### [DATA BLOCK]
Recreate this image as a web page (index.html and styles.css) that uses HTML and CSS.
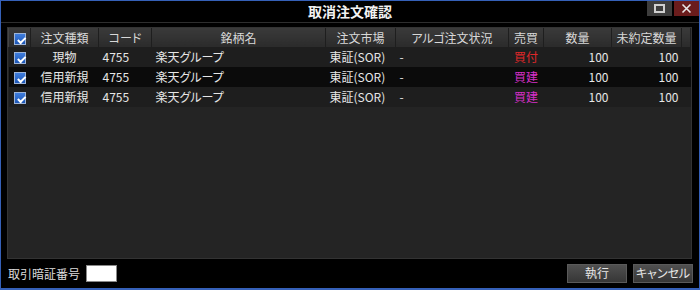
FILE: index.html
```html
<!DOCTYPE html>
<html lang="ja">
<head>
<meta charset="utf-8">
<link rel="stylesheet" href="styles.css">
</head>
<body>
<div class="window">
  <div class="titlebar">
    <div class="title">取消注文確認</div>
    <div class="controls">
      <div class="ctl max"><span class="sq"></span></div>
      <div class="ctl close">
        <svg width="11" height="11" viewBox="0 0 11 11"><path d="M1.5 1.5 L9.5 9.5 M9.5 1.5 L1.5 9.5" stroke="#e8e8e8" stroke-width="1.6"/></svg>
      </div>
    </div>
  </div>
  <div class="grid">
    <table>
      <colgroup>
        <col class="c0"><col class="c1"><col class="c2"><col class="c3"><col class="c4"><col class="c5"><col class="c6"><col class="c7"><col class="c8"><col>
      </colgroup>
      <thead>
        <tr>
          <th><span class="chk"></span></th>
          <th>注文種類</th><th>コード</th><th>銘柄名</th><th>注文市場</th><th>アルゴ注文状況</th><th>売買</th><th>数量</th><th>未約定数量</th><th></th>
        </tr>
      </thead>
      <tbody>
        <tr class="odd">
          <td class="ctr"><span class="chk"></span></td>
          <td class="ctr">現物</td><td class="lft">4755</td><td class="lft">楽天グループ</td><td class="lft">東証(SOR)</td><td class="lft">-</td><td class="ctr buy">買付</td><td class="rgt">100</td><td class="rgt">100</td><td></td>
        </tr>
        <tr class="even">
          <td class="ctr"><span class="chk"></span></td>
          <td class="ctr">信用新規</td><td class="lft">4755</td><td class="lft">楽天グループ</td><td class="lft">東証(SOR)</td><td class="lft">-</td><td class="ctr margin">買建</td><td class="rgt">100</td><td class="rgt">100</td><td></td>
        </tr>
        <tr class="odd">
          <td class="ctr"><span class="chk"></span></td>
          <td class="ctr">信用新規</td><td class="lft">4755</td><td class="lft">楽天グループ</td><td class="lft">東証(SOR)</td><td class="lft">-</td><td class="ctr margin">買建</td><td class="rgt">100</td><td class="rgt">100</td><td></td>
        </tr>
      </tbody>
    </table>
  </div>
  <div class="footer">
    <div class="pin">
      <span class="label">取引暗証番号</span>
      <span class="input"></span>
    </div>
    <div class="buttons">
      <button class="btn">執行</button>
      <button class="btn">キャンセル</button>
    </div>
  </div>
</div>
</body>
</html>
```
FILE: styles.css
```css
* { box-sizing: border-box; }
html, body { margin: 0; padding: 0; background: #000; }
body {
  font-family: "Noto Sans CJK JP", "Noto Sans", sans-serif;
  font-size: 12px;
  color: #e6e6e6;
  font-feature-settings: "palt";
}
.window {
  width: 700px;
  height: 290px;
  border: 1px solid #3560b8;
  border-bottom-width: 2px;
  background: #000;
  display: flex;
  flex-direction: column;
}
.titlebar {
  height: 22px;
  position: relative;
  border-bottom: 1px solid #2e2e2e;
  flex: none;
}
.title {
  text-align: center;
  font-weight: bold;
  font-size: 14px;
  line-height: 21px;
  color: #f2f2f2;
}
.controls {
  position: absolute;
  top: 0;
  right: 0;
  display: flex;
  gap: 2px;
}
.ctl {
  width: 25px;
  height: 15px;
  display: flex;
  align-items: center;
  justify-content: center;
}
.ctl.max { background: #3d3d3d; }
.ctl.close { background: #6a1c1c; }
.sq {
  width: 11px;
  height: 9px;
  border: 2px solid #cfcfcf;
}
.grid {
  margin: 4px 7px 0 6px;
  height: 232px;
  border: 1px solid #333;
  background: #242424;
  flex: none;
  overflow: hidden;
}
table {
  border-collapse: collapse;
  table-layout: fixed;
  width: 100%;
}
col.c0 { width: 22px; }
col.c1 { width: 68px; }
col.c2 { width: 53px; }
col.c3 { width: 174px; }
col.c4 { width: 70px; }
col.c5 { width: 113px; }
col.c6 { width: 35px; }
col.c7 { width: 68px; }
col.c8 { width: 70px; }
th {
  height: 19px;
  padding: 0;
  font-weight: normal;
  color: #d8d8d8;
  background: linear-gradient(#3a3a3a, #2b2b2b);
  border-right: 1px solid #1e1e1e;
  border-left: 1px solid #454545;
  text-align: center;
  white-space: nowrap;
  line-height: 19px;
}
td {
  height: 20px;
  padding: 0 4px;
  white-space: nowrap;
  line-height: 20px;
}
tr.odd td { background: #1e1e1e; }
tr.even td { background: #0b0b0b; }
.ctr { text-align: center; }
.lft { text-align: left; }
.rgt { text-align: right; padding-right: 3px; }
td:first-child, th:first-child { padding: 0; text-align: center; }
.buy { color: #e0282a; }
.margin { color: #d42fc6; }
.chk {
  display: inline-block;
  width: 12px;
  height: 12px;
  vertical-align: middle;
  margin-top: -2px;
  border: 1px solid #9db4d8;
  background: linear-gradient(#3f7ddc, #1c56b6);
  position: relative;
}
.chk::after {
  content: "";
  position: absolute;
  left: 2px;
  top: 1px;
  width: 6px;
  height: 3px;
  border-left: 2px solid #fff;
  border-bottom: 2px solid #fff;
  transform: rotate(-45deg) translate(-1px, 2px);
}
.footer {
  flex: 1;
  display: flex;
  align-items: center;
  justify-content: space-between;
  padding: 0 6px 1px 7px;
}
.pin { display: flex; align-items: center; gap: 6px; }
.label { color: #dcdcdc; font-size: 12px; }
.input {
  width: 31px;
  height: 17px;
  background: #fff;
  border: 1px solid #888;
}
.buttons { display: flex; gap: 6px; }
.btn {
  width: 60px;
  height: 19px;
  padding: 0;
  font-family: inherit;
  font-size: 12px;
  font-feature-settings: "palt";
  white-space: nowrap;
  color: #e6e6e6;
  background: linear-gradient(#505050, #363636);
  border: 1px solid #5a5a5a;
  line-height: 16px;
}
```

### [GOAL]
Please transcribe the material above exactly as written. Leave the pictures out.

### [WRITTEN SOLUTION]
Recreate this image as a web page (index.html and styles.css) that uses HTML and CSS.
FILE: index.html
```html
<!DOCTYPE html>
<html lang="ja">
<head>
<meta charset="utf-8">
<link rel="stylesheet" href="styles.css">
</head>
<body>
<div class="window">
  <div class="titlebar">
    <div class="title">取消注文確認</div>
    <div class="controls">
      <div class="ctl max"><span class="sq"></span></div>
      <div class="ctl close">
        <svg width="11" height="11" viewBox="0 0 11 11"><path d="M1.5 1.5 L9.5 9.5 M9.5 1.5 L1.5 9.5" stroke="#e8e8e8" stroke-width="1.6"/></svg>
      </div>
    </div>
  </div>
  <div class="grid">
    <table>
      <colgroup>
        <col class="c0"><col class="c1"><col class="c2"><col class="c3"><col class="c4"><col class="c5"><col class="c6"><col class="c7"><col class="c8"><col>
      </colgroup>
      <thead>
        <tr>
          <th><span class="chk"></span></th>
          <th>注文種類</th><th>コード</th><th>銘柄名</th><th>注文市場</th><th>アルゴ注文状況</th><th>売買</th><th>数量</th><th>未約定数量</th><th></th>
        </tr>
      </thead>
      <tbody>
        <tr class="odd">
          <td class="ctr"><span class="chk"></span></td>
          <td class="ctr">現物</td><td class="lft">4755</td><td class="lft">楽天グループ</td><td class="lft">東証(SOR)</td><td class="lft">-</td><td class="ctr buy">買付</td><td class="rgt">100</td><td class="rgt">100</td><td></td>
        </tr>
        <tr class="even">
          <td class="ctr"><span class="chk"></span></td>
          <td class="ctr">信用新規</td><td class="lft">4755</td><td class="lft">楽天グループ</td><td class="lft">東証(SOR)</td><td class="lft">-</td><td class="ctr margin">買建</td><td class="rgt">100</td><td class="rgt">100</td><td></td>
        </tr>
        <tr class="odd">
          <td class="ctr"><span class="chk"></span></td>
          <td class="ctr">信用新規</td><td class="lft">4755</td><td class="lft">楽天グループ</td><td class="lft">東証(SOR)</td><td class="lft">-</td><td class="ctr margin">買建</td><td class="rgt">100</td><td class="rgt">100</td><td></td>
        </tr>
      </tbody>
    </table>
  </div>
  <div class="footer">
    <div class="pin">
      <span class="label">取引暗証番号</span>
      <span class="input"></span>
    </div>
    <div class="buttons">
      <button class="btn">執行</button>
      <button class="btn">キャンセル</button>
    </div>
  </div>
</div>
</body>
</html>
```
FILE: styles.css
```css
* { box-sizing: border-box; }
html, body { margin: 0; padding: 0; background: #000; }
body {
  font-family: "Noto Sans CJK JP", "Noto Sans", sans-serif;
  font-size: 12px;
  color: #e6e6e6;
  font-feature-settings: "palt";
}
.window {
  width: 700px;
  height: 290px;
  border: 1px solid #3560b8;
  border-bottom-width: 2px;
  background: #000;
  display: flex;
  flex-direction: column;
}
.titlebar {
  height: 22px;
  position: relative;
  border-bottom: 1px solid #2e2e2e;
  flex: none;
}
.title {
  text-align: center;
  font-weight: bold;
  font-size: 14px;
  line-height: 21px;
  color: #f2f2f2;
}
.controls {
  position: absolute;
  top: 0;
  right: 0;
  display: flex;
  gap: 2px;
}
.ctl {
  width: 25px;
  height: 15px;
  display: flex;
  align-items: center;
  justify-content: center;
}
.ctl.max { background: #3d3d3d; }
.ctl.close { background: #6a1c1c; }
.sq {
  width: 11px;
  height: 9px;
  border: 2px solid #cfcfcf;
}
.grid {
  margin: 4px 7px 0 6px;
  height: 232px;
  border: 1px solid #333;
  background: #242424;
  flex: none;
  overflow: hidden;
}
table {
  border-collapse: collapse;
  table-layout: fixed;
  width: 100%;
}
col.c0 { width: 22px; }
col.c1 { width: 68px; }
col.c2 { width: 53px; }
col.c3 { width: 174px; }
col.c4 { width: 70px; }
col.c5 { width: 113px; }
col.c6 { width: 35px; }
col.c7 { width: 68px; }
col.c8 { width: 70px; }
th {
  height: 19px;
  padding: 0;
  font-weight: normal;
  color: #d8d8d8;
  background: linear-gradient(#3a3a3a, #2b2b2b);
  border-right: 1px solid #1e1e1e;
  border-left: 1px solid #454545;
  text-align: center;
  white-space: nowrap;
  line-height: 19px;
}
td {
  height: 20px;
  padding: 0 4px;
  white-space: nowrap;
  line-height: 20px;
}
tr.odd td { background: #1e1e1e; }
tr.even td { background: #0b0b0b; }
.ctr { text-align: center; }
.lft { text-align: left; }
.rgt { text-align: right; padding-right: 3px; }
td:first-child, th:first-child { padding: 0; text-align: center; }
.buy { color: #e0282a; }
.margin { color: #d42fc6; }
.chk {
  display: inline-block;
  width: 12px;
  height: 12px;
  vertical-align: middle;
  margin-top: -2px;
  border: 1px solid #9db4d8;
  background: linear-gradient(#3f7ddc, #1c56b6);
  position: relative;
}
.chk::after {
  content: "";
  position: absolute;
  left: 2px;
  top: 1px;
  width: 6px;
  height: 3px;
  border-left: 2px solid #fff;
  border-bottom: 2px solid #fff;
  transform: rotate(-45deg) translate(-1px, 2px);
}
.footer {
  flex: 1;
  display: flex;
  align-items: center;
  justify-content: space-between;
  padding: 0 6px 1px 7px;
}
.pin { display: flex; align-items: center; gap: 6px; }
.label { color: #dcdcdc; font-size: 12px; }
.input {
  width: 31px;
  height: 17px;
  background: #fff;
  border: 1px solid #888;
}
.buttons { display: flex; gap: 6px; }
.btn {
  width: 60px;
  height: 19px;
  padding: 0;
  font-family: inherit;
  font-size: 12px;
  font-feature-settings: "palt";
  white-space: nowrap;
  color: #e6e6e6;
  background: linear-gradient(#505050, #363636);
  border: 1px solid #5a5a5a;
  line-height: 16px;
}
```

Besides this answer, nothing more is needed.